I've also added a SolveAll function that finds all solutions of a given Sudoku puzzle; careful - do not run this on an empty board :-)

In the repository, you can try the solver by running the cmd/solver command.

More powerful Sudoku solving strategies

As mentioned above, my solver follows Norvig's in that it only applies the basic "first-order" constraint propagation technique to Sudoku - elimination. Expert human Sudoku solvers have many higher-order techniques at their disposal. For my solver, I experimented with implementing one of them - Naked Pairs (alternatively known as "Naked Twins").

While the implementation works (check out the ApplyTwinsStrategy function), I found that it's not very helpful for the automated solver. The backtracking search is so fast that burdening it with additional strategies makes it slower, not faster. YMMV.

Generating puzzles

Solving puzzles was just the warmump - I've done this before and just wanted the infrastructure set up. What I was really after is generating interesting Sudoku puzzles.

The approach Norvig uses is:

  1. Start from an empty board
  2. Assign random digits to random squares until a contradiction is reached (the puzzle becomes unsolvable), or a minimum count of assigned squares is reached.

Unfortunately, most puzzles produced this way will have multiple solutions; if you've done a bit of manual Sudoku-ing, you'll know that puzzles with multiple solutions suck - no one likes them.

Instead, we can start with an empty board:

Empty Sudoku board

Then, we solve the board using a randomized solver (a solver which randomizes the order of guessed digits it tries to assign to empty squares); this is a very quick process (tens of micro-seconds) that produces a random valid solution:

Random solved sudoku

Now, we remove numbers from squares on the board one by one (in random order). At each step, we make sure that the resulting board still has a single solution. We stop when some pre-set threshold is reached - number of remaining hints, some difficulty estimate, etc.

Compared to the method used by Norvig, this approach has a powerful advantage: the produced puzzle is guaranteed to have a single solution. It also has a limitation: it's challenging to generate extremely hard puzzles with very low hint counts. That said, the puzzles it generates can certainly be hard enough for non-experts, so it's not a huge problem in practice [1].

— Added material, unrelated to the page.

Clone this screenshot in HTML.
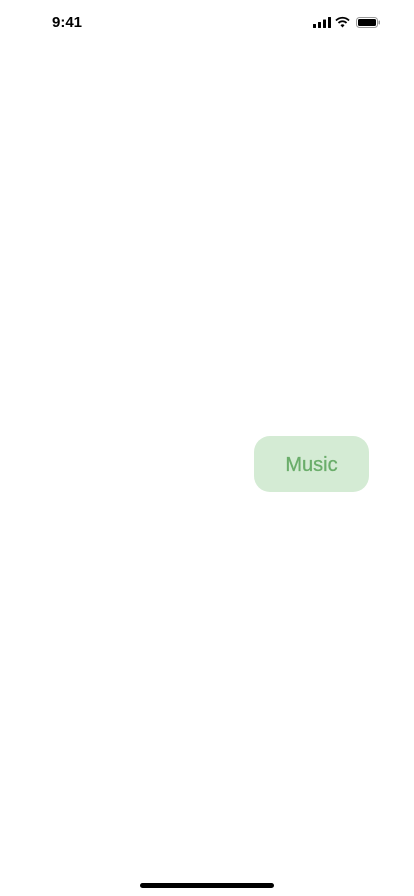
<!DOCTYPE html>
<html><head><style>
body{margin:0;width:414px;height:896px;background:#fff;position:relative;overflow:hidden;font-family:"Liberation Sans",sans-serif}
.t{position:absolute;left:52px;top:14px;font-size:15px;font-weight:bold;color:#000}
.btn{position:absolute;left:254px;top:436px;width:115px;height:56px;border-radius:16px;background:#d4ebd4;color:#6aad6a;font-size:20px;display:flex;align-items:center;justify-content:center;padding-top:2px;box-sizing:border-box;-webkit-text-stroke:0.3px #6aad6a}
.home{position:absolute;left:140px;top:883px;width:134px;height:5px;border-radius:3px;background:#000}
</style></head><body>
<div class="t">9:41</div>
<svg style="position:absolute;left:312px;top:16px" width="70" height="13">
<rect x="1" y="8" width="3" height="4" rx="0.5"/><rect x="6" y="6" width="3" height="6" rx="0.5"/><rect x="11" y="3.5" width="3" height="8.5" rx="0.5"/><rect x="16" y="1" width="3" height="11" rx="0.5"/>
<path d="M24 4.5a9 9 0 0 1 13 0M26.5 7a5.5 5.5 0 0 1 8 0" stroke="#000" stroke-width="1.8" fill="none"/><path d="M28.5 9.3a2.5 2.5 0 0 1 4 0L30.5 11.5z"/>
<rect x="44.5" y="1.5" width="21" height="10" rx="3" fill="none" stroke="#000" stroke-opacity="0.4"/><rect x="46" y="3" width="18" height="7" rx="1.5"/><rect x="66.5" y="4.5" width="1.5" height="4" rx="0.7" fill-opacity="0.4"/>
</svg>
<div class="btn">Music</div>
<div class="home"></div>
</body></html>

Estimating puzzle difficulty

Estimating the difficulty of Sudoku puzzles is important if you want to generate puzzles for others to solve. The most enjoyable puzzles are just at the right level of difficulty - not too easy and not too hard. The estimation process itself is fairly complicated and heuristic, and there are academic papers written on the subject.

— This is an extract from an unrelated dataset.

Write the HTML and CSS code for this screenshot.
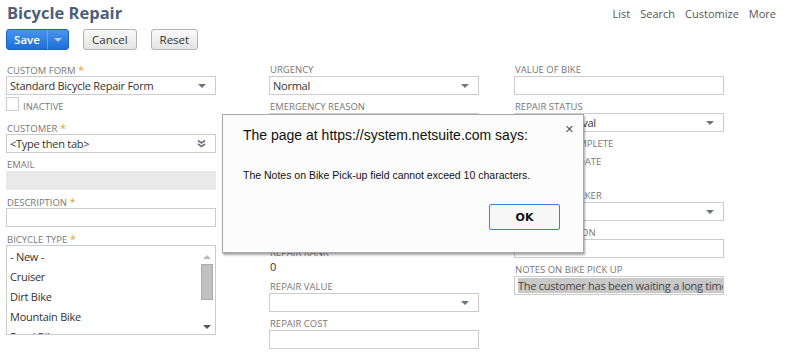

In the go-sudoku package the evaluation (EvaluateDifficulty) is inspired by the paper "Sudoku Puzzles Generating: from Easy to Evil" by Xiang-Sun ZHANG's research group, with some tweaks. The difficulty score is provided on a scale from 1.0 (easiest) to 5.0 (hardest). Generally, I find that puzzles with difficulty 3 or above are pretty hard!

Web interface

Since my ultimate goal was to generate printable Sudoku puzzles for my family, I wanted a simple graphical interface one could use to generate puzzles and print those that look good. Instead of mucking with GUIs or PDFs, I decided to embrace the web! This is achieved in two steps:

  1. The go-sudoku package can emit any Sudoku board into a SVG image.
  2. Using Go's wasm backend, the package is compiled to WebAssembly and attached to a simple JS/HTML frontend.

The result is quite pleasing - you can check it out online [2]; here's a screenshot:

Screenshot from web interface

The "Hint count" box tells the generator how many hints (non-empty squares) to leave on the board. For low counts (lower than 25 or so) it should be treated as a lower bound; the generator will often generate puzzles with slightly more hints. Also, the lower the hint count, the longer it might take to run.

Compiling my Go code to WebAssembly turned out to be surprisingly easy! If you're interested in seeing how it works, take a look at the cmd/wasm directory in the repository.


[1]

Generating truly hard Sudoku puzzles with a single solution is a bit of an art. Typically, a long time is spent in computational search to generate a single very hard puzzle.

Once we have a single puzzle with a single solution, we can transform it in many ways, keeping it valid but with a completely different "look and feel". For example, we can transpose rows and columns (within the same block); we can rotate the puzzle by 90, 180 and 270 degrees; we can permute its digits arbitrarily, and so on. In the end, a huge number of variations can be produced - all of the same difficulty.

[2]Making this interface available through GitHub pages was pleasantly simple thanks to deployment via GitHub actions. Take a look in the .github/worflows directory, if you're interested in the details.